To make their outrage clear, the activists disrupted Lopez's election party last month, as well as a victory party for Gov.-elect Ralph Northam (D), who angered the group by saying that he would not support the establishment of "sanctuary cities" in Virginia. Days later, they confronted Lopez in an Arlington parking lot, demanding that he apologize and admit to "profiting from immigration detention centers."

In a video of the encounter, which La Colectiva posted on its Facebook page, a frustrated Lopez tells the protesters that ambushing him is not effective.

“You guys don’t want any borders. You don’t want any detention. We have international treaties,” he says in the video. “We’ve had conversations about this. If you’re going to do this, do it properly, in a meeting. . . . Last time you did this, you did it in front of my little boy, my 10-year-old boy.”

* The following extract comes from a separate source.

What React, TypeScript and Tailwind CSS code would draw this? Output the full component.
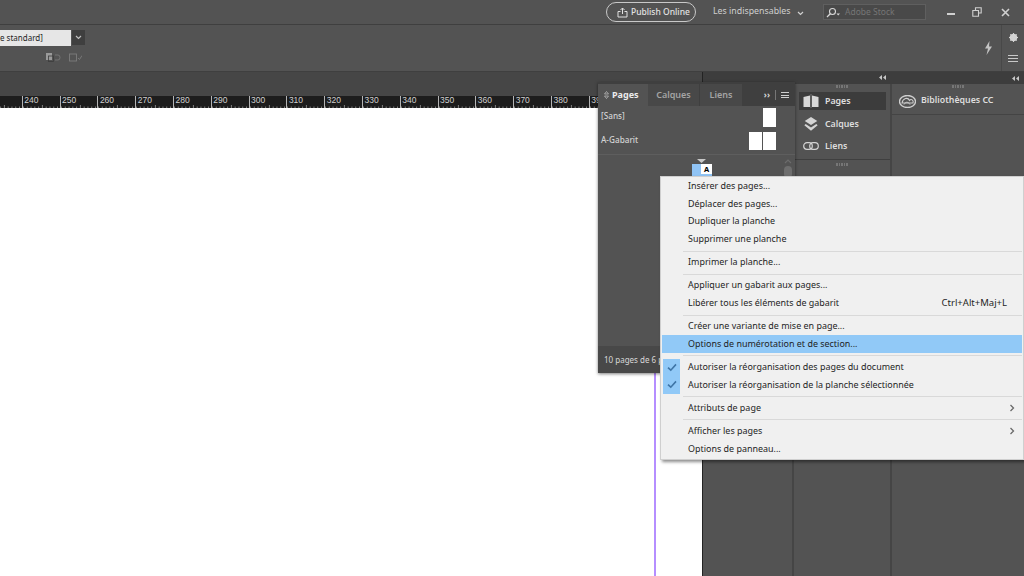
import React from "react";

const rulerNums = [0, 240, 250, 260, 270, 280, 290, 300, 310, 320, 330, 340, 350, 360, 370, 380, 390];

function Ruler() {
  return (
    <div className="relative h-[12px] bg-[#1d1d1d] flex overflow-hidden ml-[-16px] shrink-0">
      {rulerNums.map((n) => (
        <div key={n} className="relative w-[37.8px] shrink-0 h-full border-l border-[#b5b5b5]">
          {n > 0 && (
            <span className="absolute left-[1.5px] top-[-2px] text-[8.5px] leading-[12px] text-[#d0d0d0] font-['Liberation_Sans',sans-serif]">
              {n}
            </span>
          )}
          <svg className="absolute left-0 bottom-0" width="38" height="3" viewBox="0 0 38 3">
            {[0, 1, 2, 3, 4, 5, 6, 7, 8, 9].map((i) => (
              <line key={i} x1={i * 3.78 + 0.5} x2={i * 3.78 + 0.5} y1={i === 5 ? 0 : 1.5} y2="3" stroke="#9a9a9a" strokeWidth="0.8" />
            ))}
          </svg>
        </div>
      ))}
    </div>
  );
}

function Sep() {
  return (
    <div className="h-[5.7px] flex items-center pl-[22px] pr-[1px]">
      <div className="h-px w-full bg-[#d9d9d9]" />
    </div>
  );
}

function Item({ label, hl, check, arrow, sc }: { label: string; hl?: boolean; check?: boolean; arrow?: boolean; sc?: string }) {
  return (
    <div className={`relative h-[17.55px] mx-[1px] flex items-center pl-[26px] pr-[15px] whitespace-nowrap ${hl ? "bg-[#91c9f7]" : ""}`}>
      {check && (
        <div className="absolute left-[1px] top-0 h-full w-[17px] bg-[#91c9f7] flex items-center justify-center">
          <svg width="10" height="9" viewBox="0 0 10 9">
            <path d="M1 4.6 L3.8 7.2 L9 1.4" fill="none" stroke="#3f75a6" strokeWidth="1.6" />
          </svg>
        </div>
      )}
      <span className="mt-[-1.5px]">{label}</span>
      {sc && <span className="ml-auto text-[9.5px] mt-[-1px]">{sc}</span>}
      {arrow && (
        <svg className="ml-auto mr-[-8px]" width="6" height="8" viewBox="0 0 6 8">
          <path d="M1.5 1 L4.5 4 L1.5 7" fill="none" stroke="#6a6a6a" strokeWidth="1.3" />
        </svg>
      )}
    </div>
  );
}

function Handle() {
  return (
    <div className="flex justify-center gap-px">
      {[0, 1, 2, 3, 4].map((i) => (
        <div key={i} className="w-[1.5px] h-[3px] bg-[#777777]" />
      ))}
    </div>
  );
}

function Collapse() {
  return (
    <svg width="7" height="5" viewBox="0 0 7 5">
      <path d="M3 0 L0 2.5 L3 5 Z M7 0 L4 2.5 L7 5 Z" fill="#c8c8c8" />
    </svg>
  );
}

function PagesIcon({ c = "#d8d8d8" }: { c?: string }) {
  return (
    <svg width="16" height="14" viewBox="0 0 16 14">
      <path d="M0.5 3 L7 1.5 V13 H0.5 Z M9 1.5 L15.5 3 V13 H9 Z" fill={c} />
      <path d="M8 0 V14" stroke="#8a8a8a" strokeWidth="0.8" />
    </svg>
  );
}

export default function App() {
  return (
    <div className="relative w-[1024px] h-[576px] overflow-hidden bg-[#535353] font-['Noto_Sans',sans-serif]">
      {/* Application bar */}
      <div className="h-[25px] flex items-center border-b border-[#3f3f3f] bg-[#535353]">
        <div className="ml-[606px] w-[90px] h-[20px] rounded-full border border-[#c9c9c9] flex items-center pl-[10px] gap-[3px] text-[8.5px] font-medium text-[#e2e2e2]">
          <svg width="11" height="11" viewBox="0 0 11 11">
            <path d="M3.5 4.5 H1 V10 H10 V4.5 H7.5 M5.5 7 V1 M3.5 3 L5.5 1 L7.5 3" fill="none" stroke="#e0e0e0" strokeWidth="1" />
          </svg>
          <span className="whitespace-nowrap">Publish Online</span>
        </div>
        <span className="ml-[17px] text-[8.8px] text-[#cfcfcf] whitespace-nowrap w-[77px]">Les indispensables</span>
        <svg className="ml-[7px] mt-[2px]" width="7" height="5" viewBox="0 0 7 5">
          <path d="M1 1 L3.5 3.5 L6 1" fill="none" stroke="#d0d0d0" strokeWidth="1.2" />
        </svg>
        <div className="ml-[19px] w-[103px] h-[16px] bg-[#494949] border border-[#5f5f5f] flex items-center pl-[2px] gap-[5px]">
          <svg width="14" height="11" viewBox="0 0 14 11">
            <circle cx="6.5" cy="4.5" r="3" fill="none" stroke="#d8d8d8" strokeWidth="1.1" />
            <path d="M4.3 6.8 L1 10" stroke="#d8d8d8" strokeWidth="1.3" />
            <path d="M10.5 6.5 H14 L12.2 8.5 Z" fill="#d8d8d8" />
          </svg>
          <span className="text-[8.5px] text-[#767676] whitespace-nowrap">Adobe Stock</span>
        </div>
        <div className="ml-[8px] flex items-center">
          <div className="w-[33px] flex justify-center"><div className="w-[8px] h-[2px] bg-[#d0d0d0] mt-[3px]" /></div>
          <div className="w-[20px] flex justify-center">
            <svg width="10" height="10" viewBox="0 0 10 10">
              <path d="M3.5 3 V0.8 H9.2 V6 H7 M0.8 3.5 H6.5 V9.2 H0.8 Z" fill="none" stroke="#d0d0d0" strokeWidth="1.1" />
            </svg>
          </div>
          <div className="w-[37px] flex justify-center">
            <svg width="9" height="9" viewBox="0 0 9 9">
              <path d="M1 1 L8 8 M8 1 L1 8" stroke="#d0d0d0" strokeWidth="1.6" />
            </svg>
          </div>
        </div>
      </div>

      {/* Control bar */}
      <div className="relative h-[47px] flex border-b border-[#3f3f3f]">
        <div className="w-[85px] pt-[5px]">
          <div className="flex items-start gap-px">
            <div className="w-[71px] h-[16px] bg-[#e6e6e6] text-[8px] leading-[15px] text-[#1f1f1f] whitespace-nowrap overflow-hidden">
              e standard]
            </div>
            <div className="w-[13px] h-[15px] bg-[#3f3f3f] flex items-center justify-center">
              <svg width="7" height="5" viewBox="0 0 7 5">
                <path d="M1 1 L3.5 3.5 L6 1" fill="none" stroke="#c0c0c0" strokeWidth="1.2" />
              </svg>
            </div>
          </div>
          <div className="mt-[7px] ml-[46px] flex items-center gap-[8px]">
            <svg width="15" height="9" viewBox="0 0 15 9">
              <rect x="0" y="0" width="6" height="7" fill="#9a9a9a" />
              <rect x="2.5" y="3" width="5" height="5.5" fill="none" stroke="#3c3c3c" strokeWidth="0.8" />
              <path d="M9 2 H12 Q14 2 14 4.5 Q14 7 12 7 H9" fill="none" stroke="#777777" strokeWidth="0.9" />
            </svg>
            <svg width="13" height="9" viewBox="0 0 13 9">
              <rect x="0.5" y="1" width="7" height="7" fill="none" stroke="#7c7c7c" strokeWidth="0.9" />
              <path d="M9 5 L10.5 6.5 L13 2.5" fill="none" stroke="#7c7c7c" strokeWidth="0.9" />
            </svg>
          </div>
        </div>
        <div className="ml-auto flex">
          <div className="flex items-center pr-[8px]">
            <svg width="9" height="14" viewBox="0 0 9 14">
              <path d="M5.5 0 L1 7.5 H4 L2.5 14 L8 5.5 H5 Z" fill="#c4c4c4" />
            </svg>
          </div>
          <div className="w-[23px] border-l border-[#484848] flex flex-col items-center pt-[8px] gap-[13px]">
            <svg width="9" height="9" viewBox="0 0 9 9">
              <circle cx="4.5" cy="4.5" r="2.8" fill="none" stroke="#d4d4d4" strokeWidth="2" />
              <path d="M4.5 0 V9 M0 4.5 H9 M1.3 1.3 L7.7 7.7 M7.7 1.3 L1.3 7.7" stroke="#d4d4d4" strokeWidth="1" />
            </svg>
            <div className="w-[10px] flex flex-col gap-[2px]">
              <div className="h-px bg-[#c8c8c8]" />
              <div className="h-px bg-[#c8c8c8]" />
              <div className="h-px bg-[#c8c8c8]" />
            </div>
          </div>
        </div>
      </div>

      {/* Main region */}
      <div className="flex h-[504px]">
        <div className="w-[702px] flex flex-col shrink-0 overflow-hidden">
          <div className="h-[24px] bg-[#464646] shrink-0" />
          <Ruler />
          <div className="flex-1 bg-white pl-[654px]">
            <div className="w-[2px] h-full bg-[#b58eff]" />
          </div>
        </div>
        <div className="flex-1 flex flex-col border-l border-[#232323]">
          <div className="h-[12px] bg-[#3d3d3d] flex items-center justify-end shrink-0">
            <div className="mr-[5px]"><Collapse /></div>
          </div>
          <div className="flex-1 flex">
            <div className="w-[89px] shrink-0" />
            <div className="w-[100px] shrink-0 border-x-2 border-[#454545] flex flex-col">
              <div className="pt-[1px] pb-[4px]"><Handle /></div>
              <div className="h-[18px] ml-[5px] mr-[4px] bg-[#3c3c3c] flex items-center gap-[6px] pl-[4px] text-[8.8px] font-semibold text-[#e0e0e0]">
                <PagesIcon />
                <span className="mt-[1px]">Pages</span>
              </div>
              <div className="h-[22px] mt-[3px] flex items-center gap-[6px] pl-[9px] text-[8.8px] font-semibold text-[#dedede]">
                <svg width="16" height="16" viewBox="0 0 18 16">
                  <path d="M9 0 L16 4.5 L9 9 L2 4.5 Z" fill="#d4d4d4" />
                  <path d="M3 8 L9 12 L15 8 L16.5 9.5 L9 15.5 L1.5 9.5 Z" fill="#d4d4d4" />
                </svg>
                <span className="mt-[1px]">Calques</span>
              </div>
              <div className="h-[22px] flex items-center gap-[6px] pl-[9px] text-[8.8px] font-semibold text-[#dedede]">
                <svg width="16" height="8" viewBox="0 0 16 8">
                  <rect x="0.7" y="0.7" width="8.6" height="6.6" rx="3.3" fill="none" stroke="#d4d4d4" strokeWidth="1.2" />
                  <rect x="6.7" y="0.7" width="8.6" height="6.6" rx="3.3" fill="none" stroke="#d4d4d4" strokeWidth="1.2" />
                </svg>
                <span className="mt-[1px]">Liens</span>
              </div>
              <div className="mt-[2px] border-t border-[#3f3f3f] pt-[3px]">
                <Handle />
              </div>
            </div>
            <div className="flex-1 flex flex-col">
              <div className="pt-[1px]"><Handle /></div>
              <div className="h-[27px] border-b border-[#444444] flex items-center gap-[5px] pl-[7px] text-[8.8px] font-semibold text-[#dedede]">
                <svg width="17" height="13" viewBox="0 0 17 13">
                  <ellipse cx="8.5" cy="6.5" rx="8" ry="6" fill="none" stroke="#cfcfcf" strokeWidth="1.4" />
                  <path d="M3 8 C4 3 9 2 10.5 5.5 C12 3.5 15 5 14 8 Z" fill="none" stroke="#cfcfcf" strokeWidth="1.1" />
                  <path d="M5 9.5 C7 6 9.5 7 11 9.5" fill="none" stroke="#cfcfcf" strokeWidth="1" />
                </svg>
                <span className="whitespace-nowrap">Bibliothèques CC</span>
              </div>
            </div>
          </div>
        </div>
      </div>

      {/* middle dock collapse arrow */}
      <div className="absolute left-[879px] top-[75px]"><Collapse /></div>

      {/* Floating Pages panel */}
      <div className="absolute left-[598px] top-[82px] w-[197px] h-[291px] bg-[#535353] shadow-[0_1px_3px_rgba(0,0,0,0.5)] flex flex-col text-[#d2d2d2]">
        <div className="h-[24px] bg-[#3f3f3f] flex items-end shrink-0">
          <div className="w-[50px] h-[22px] bg-[#535353] flex items-center pl-[6px] gap-[3px] text-[9px] font-bold text-[#ececec]">
            <svg width="5" height="8" viewBox="0 0 5 8">
              <path d="M2.5 0.5 L4.5 3 H0.5 Z M2.5 7.5 L4.5 5 H0.5 Z" fill="none" stroke="#c4c4c4" strokeWidth="0.7" />
            </svg>
            <span>Pages</span>
          </div>
          <div className="w-[52px] h-[22px] bg-[#484848] border-r border-[#3f3f3f] flex items-center justify-center text-[9px] font-semibold text-[#a4a4a4]">Calques</div>
          <div className="w-[43px] h-[22px] bg-[#484848] border-r border-[#3f3f3f] flex items-center justify-center text-[9px] font-semibold text-[#a4a4a4]">Liens</div>
          <div className="flex-1 h-[22px] flex items-center justify-end pr-[6px] gap-[5px]">
            <span className="text-[8.5px] font-bold text-[#d8d8d8] leading-none">››</span>
            <div className="w-px h-[10px] bg-[#777777]" />
            <div className="w-[8px] flex flex-col gap-[1.5px]">
              <div className="h-px bg-[#cfcfcf]" />
              <div className="h-px bg-[#cfcfcf]" />
              <div className="h-px bg-[#cfcfcf]" />
            </div>
          </div>
        </div>
        <div className="h-[49px] border-b border-[#5e5e5e] pr-[19px] pl-[3px] pt-[2px] shrink-0 flex flex-col gap-[5px] text-[8.2px] font-medium">
          <div className="h-[19px] flex items-center justify-between">
            <span className="mt-[-2px]">[Sans]</span>
            <div className="w-[13px] h-[19px] bg-white" />
          </div>
          <div className="h-[18px] flex items-center justify-between">
            <span className="mt-[-2px]">A-Gabarit</span>
            <div className="flex gap-px">
              <div className="w-[13px] h-[18px] bg-white" />
              <div className="w-[13px] h-[18px] bg-white" />
            </div>
          </div>
        </div>
        <div className="flex-1 relative">
          <div className="absolute left-[94px] top-[9px] w-[20px] h-[14px] bg-[#90c4f5] flex justify-end">
            <div className="w-[11px] h-[10px] bg-white text-[7.5px] font-bold leading-[10px] text-black text-center">A</div>
          </div>
          <svg className="absolute left-[99px] top-[4px]" width="9" height="4" viewBox="0 0 9 4">
            <path d="M0 0 H9 L4.5 4 Z" fill="#c8c8c8" />
          </svg>
          <div className="absolute right-[3px] top-[4px] w-[9px] h-[20px] flex flex-col items-center">
            <svg width="8" height="5" viewBox="0 0 8 5"><path d="M1 4 L4 1 L7 4" fill="none" stroke="#6c6c6c" strokeWidth="1.2" /></svg>
            <div className="mt-[2px] w-[8px] h-[12px] rounded-full bg-[#6e6e6e]" />
          </div>
        </div>
        <div className="h-[27px] bg-[#484848] flex items-center pl-[6px] text-[8px] text-[#d8d8d8] whitespace-nowrap shrink-0">
          10 pages de 6 planches
        </div>
      </div>

      {/* Context menu */}
      <div className="absolute left-[660px] top-[176px] w-[364px] h-[284px] bg-[#f0f0f0] border border-[#cfcfcf] shadow-[2px_2px_3px_rgba(0,0,0,0.45)] pt-[1px] text-[8.95px] text-[#1e1e1e] font-['Noto_Sans',sans-serif]">
        <Item label="Insérer des pages..." />
        <Item label="Déplacer des pages..." />
        <Item label="Dupliquer la planche" />
        <Item label="Supprimer une planche" />
        <Sep />
        <Item label="Imprimer la planche..." />
        <Sep />
        <Item label="Appliquer un gabarit aux pages..." />
        <Item label="Libérer tous les éléments de gabarit" sc="Ctrl+Alt+Maj+L" />
        <Sep />
        <Item label="Créer une variante de mise en page..." />
        <Item label="Options de numérotation et de section..." hl />
        <Sep />
        <Item label="Autoriser la réorganisation des pages du document" check />
        <Item label="Autoriser la réorganisation de la planche sélectionnée" check />
        <Sep />
        <Item label="Attributs de page" arrow />
        <Sep />
        <Item label="Afficher les pages" arrow />
        <Item label="Options de panneau..." />
      </div>
    </div>
  );
}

Corado said that the groups want Lopez to prove that he has cut all ties to the ICA detention center — and that the fact that he has not reported income from them since spring 2016 is not proof enough. They are also calling for the money Lopez earned from the Farmville center to be turned over to a third party to create a fund to help detainees make bond.

“Our endgame is to use him as an example of what happens when you say one thing and do another,” Corado said.

More-established Latino and Democratic leaders expressed support for Lopez, including Del. David J. Toscano (Charlottesville), the House minority leader, who will decide the minority whip position in January. Del. Charniele L. Herring (Alexandria), chair of the Virginia House Democratic Caucus, said that efforts to create a schism between party leaders and individual delegates won't work.

Northern Virginia’s lawmakers are among the most liberal in the General Assembly, “and Alfonso is an important part of that,” Herring said. “I don’t see any division or divide between us, and I don’t see it as symptomatic of anything.”

Tejada, a longtime friend who said Lopez helped him in his first successful campaign for the Arlington County Board in 2003, said he does not know the details of Lopez’s work for ICA.

Other state lawmakers who are also lawyers, and who spoke on the condition of anonymity because of the sensitivity of the situation, suggested that Lopez may be bound by attorney-client privilege or a nondisclosure agreement that prevents him from talking about his work with the center, which houses immigrants arrested by U.S. Immigration and Customs Enforcement.

“He’s unable to provide detail that would help us understand the situation better,” Tejada said, adding that the council he leads “has an obligation” to help resolve the differences between Lopez and the activist groups.

“I’m hopeful that we can collectively work together to resolve this soon,” Tejada said. “We are actively under discussions, trying to bring everybody together.”